Working at bit level with the Z80 is so incredibly quick and often overlooked. I sometimes start thinking about it when day-dreaming (thinking I'll come up with a mega screen address routine, but you've already done something towards that with set 3,h - haha!) and I never tell the truth when someone asks "what you thinking about?" 8)
Quote from: redbox on 11:20, 07 December 10
Working at bit level with the Z80 is so incredibly quick and often overlooked.
Talking about bit manipulation got me thinking about a solution to a problem I was having...

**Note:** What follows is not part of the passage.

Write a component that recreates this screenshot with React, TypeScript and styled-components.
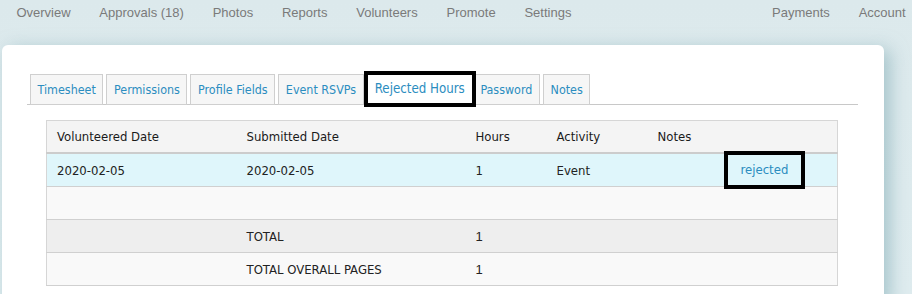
import React from 'react';
import styled, { createGlobalStyle } from 'styled-components';

const GlobalStyle = createGlobalStyle`
  html, body {
    margin: 0;
    padding: 0;
    background: #dbe9ec;
  }
  body {
    width: 912px;
    height: 294px;
    overflow: hidden;
  }
`;

const navLeft = ['Overview', 'Approvals (18)', 'Photos', 'Reports', 'Volunteers', 'Promote', 'Settings'];
const navRight = ['Payments', 'Account'];
const tabs = ['Timesheet', 'Permissions', 'Profile Fields', 'Event RSVPs', 'Rejected Hours', 'Password', 'Notes'];

type Row = {
  volunteered: string;
  submitted: string;
  hours: string;
  activity: string;
  notes: string;
  status?: string;
};

const rows: Row[] = [
  { volunteered: '2020-02-05', submitted: '2020-02-05', hours: '1', activity: 'Event', notes: '', status: 'rejected' },
];

const App: React.FC = () => (
  <Page>
    <GlobalStyle />
    <TopNav>
      <NavGroup>
        {navLeft.map((item) => (
          <NavItem key={item}>{item}</NavItem>
        ))}
      </NavGroup>
      <NavGroup right>
        {navRight.map((item) => (
          <NavItem key={item}>{item}</NavItem>
        ))}
      </NavGroup>
    </TopNav>
    <Card>
      <TabStrip>
        {tabs.map((tab) => (
          <Tab key={tab} active={tab === 'Rejected Hours'}>
            {tab}
          </Tab>
        ))}
      </TabStrip>
      <HoursTable>
        <colgroup>
          <col style={{ width: 190 }} />
          <col style={{ width: 229 }} />
          <col style={{ width: 81 }} />
          <col style={{ width: 101 }} />
          <col style={{ width: 70 }} />
          <col />
        </colgroup>
        <thead>
          <tr>
            <HeadCell>Volunteered Date</HeadCell>
            <HeadCell>Submitted Date</HeadCell>
            <HeadCell>Hours</HeadCell>
            <HeadCell>Activity</HeadCell>
            <HeadCell>Notes</HeadCell>
            <HeadCell />
          </tr>
        </thead>
        <tbody>
          {rows.map((row) => (
            <BodyRow key={row.volunteered} variant="highlight">
              <Cell>{row.volunteered}</Cell>
              <Cell>{row.submitted}</Cell>
              <Cell>{row.hours}</Cell>
              <Cell>{row.activity}</Cell>
              <Cell>{row.notes}</Cell>
              <Cell>
                <StatusLink href="#">{row.status}</StatusLink>
              </Cell>
            </BodyRow>
          ))}
          <BodyRow variant="plain">
            <Cell colSpan={6} />
          </BodyRow>
          <BodyRow variant="total">
            <Cell />
            <Cell>TOTAL</Cell>
            <NumberCell>1</NumberCell>
            <Cell colSpan={3} />
          </BodyRow>
          <BodyRow variant="plain">
            <Cell />
            <Cell>TOTAL OVERALL PAGES</Cell>
            <NumberCell>1</NumberCell>
            <Cell colSpan={3} />
          </BodyRow>
        </tbody>
      </HoursTable>
    </Card>
  </Page>
);

export default App;

const Page = styled.div`
  width: 912px;
  height: 294px;
  background: linear-gradient(to bottom, #dce9ec 0%, #dfecef 100%);
`;

const TopNav = styled.nav`
  display: flex;
  align-items: center;
  justify-content: space-between;
  height: 25px;
  padding-left: 2px;
  font-family: 'Liberation Sans', Arial, sans-serif;
  font-size: 13px;
  color: #7a7a7a;
`;

const NavGroup = styled.div<{ right?: boolean }>`
  display: flex;
  margin-right: ${({ right }) => (right ? '-8px' : '0')};
`;

const NavItem = styled.a`
  padding: 0 14.4px;
  line-height: 25px;
  white-space: nowrap;
  cursor: pointer;
`;

const Card = styled.section`
  margin: 20px 0 0 2px;
  width: 882px;
  height: 260px;
  box-sizing: border-box;
  padding: 29px 26px 0 25px;
  background: #ffffff;
  border-radius: 6px;
  box-shadow: 6px 4px 18px rgba(120, 165, 175, 0.55);
`;

const TabStrip = styled.div`
  display: flex;
  align-items: flex-end;
  gap: 3px;
  height: 30px;
  padding-left: 3px;
  border-bottom: 1px solid #c8c8c8;
`;

const Tab = styled.div<{ active?: boolean }>`
  display: flex;
  align-items: center;
  box-sizing: border-box;
  height: ${({ active }) => (active ? '36px' : '31px')};
  margin-bottom: ${({ active }) => (active ? '-3px' : '-1px')};
  margin-left: ${({ active }) => (active ? '-3px' : '0')};
  margin-right: ${({ active }) => (active ? '-6px' : '0')};
  padding: ${({ active }) => (active ? '0 7px 2px' : '0 6.6px')};
  border: ${({ active }) => (active ? '4px solid #000000' : '1px solid #cfcfcf')};
  background: ${({ active }) => (active ? '#ffffff' : '#f6f6f6')};
  font-family: 'DejaVu Sans Condensed', 'DejaVu Sans', sans-serif;
  font-size: ${({ active }) => (active ? '13.2px' : '12.4px')};
  color: #2b8dc0;
  white-space: nowrap;
  position: relative;
  z-index: ${({ active }) => (active ? 1 : 0)};
`;

const HoursTable = styled.table`
  margin: 15px 20px 0 19px;
  width: 792px;
  border-collapse: collapse;
  table-layout: fixed;
  border: 1px solid #d6d6d6;
  font-family: 'DejaVu Sans Condensed', 'DejaVu Sans', sans-serif;
  font-size: 13px;
  color: #222222;
`;

const HeadCell = styled.th`
  height: 31px;
  padding: 0 10px;
  text-align: left;
  font-weight: normal;
  color: #1a1a1a;
  background: #f4f4f4;
  border-bottom: 2px solid #cccccc;
`;

const rowColors = {
  highlight: '#dff6fb',
  plain: '#f9f9f9',
  total: '#eeeeee',
};

const BodyRow = styled.tr<{ variant: keyof typeof rowColors }>`
  background: ${({ variant }) => rowColors[variant]};
  border-bottom: 1px solid #d0d0d0;
`;

const Cell = styled.td`
  height: 32px;
  padding: 0 10px;
  white-space: nowrap;
`;

const NumberCell = styled(Cell)`
  font-family: 'Liberation Sans', Arial, sans-serif;
`;

const StatusLink = styled.a`
  display: inline-block;
  vertical-align: middle;
  padding: 4px 13px;
  color: #2b8dc0;
  text-decoration: none;
  outline: 4px solid #000000;
  line-height: 22px;
`;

I basically wanted to turn an ASIC hardware sprite X location (stored at &6000, &6008, &6010 ... to &6078) into it's correlating ASIC hardware sprite data location (stored at &4000, &4100, &4200 ... to &4F00). I could have used tables or nested loop additions etc, but instead I came up with this:
;; entry - HL contains ASIC hardware sprite X position (stored at &6000, &6008, &6010 ... to &6078)
ld a,l ;load L (ASIC X pos) into A
rrca ;divide it...
rrca ;...by 8 to turn it into a hardware sprite number
rrca ;...between 0 and 15
and %00001111 ;ignore everything in rotated bits apart from 0-15
add &40 ;A now contains between &40 to &4F
ld h,a ;put this into the high byte
ld l,0 ;and reset the low byte
ld (spr_asic),hl ;HL now contains ASIC sprite location (&4000 to &4F00), store it in buffer
I used 3 * RRCA with the AND because it's quicker than 3 * SRA A.
Just thought I'd share it 8)
If you want snow you should get a late 70's computer where the microprocessor accessed memory any time, even while the circuitry was generating the screen display, resulting in "snow", this was a real problem with a machine called "nascom" and may also have been a problem with the TRS-80 model 1.
If you could turn off the firmware or hardware that prevents clashes between the microprocessor and the display circuitry, you would get the snow for free.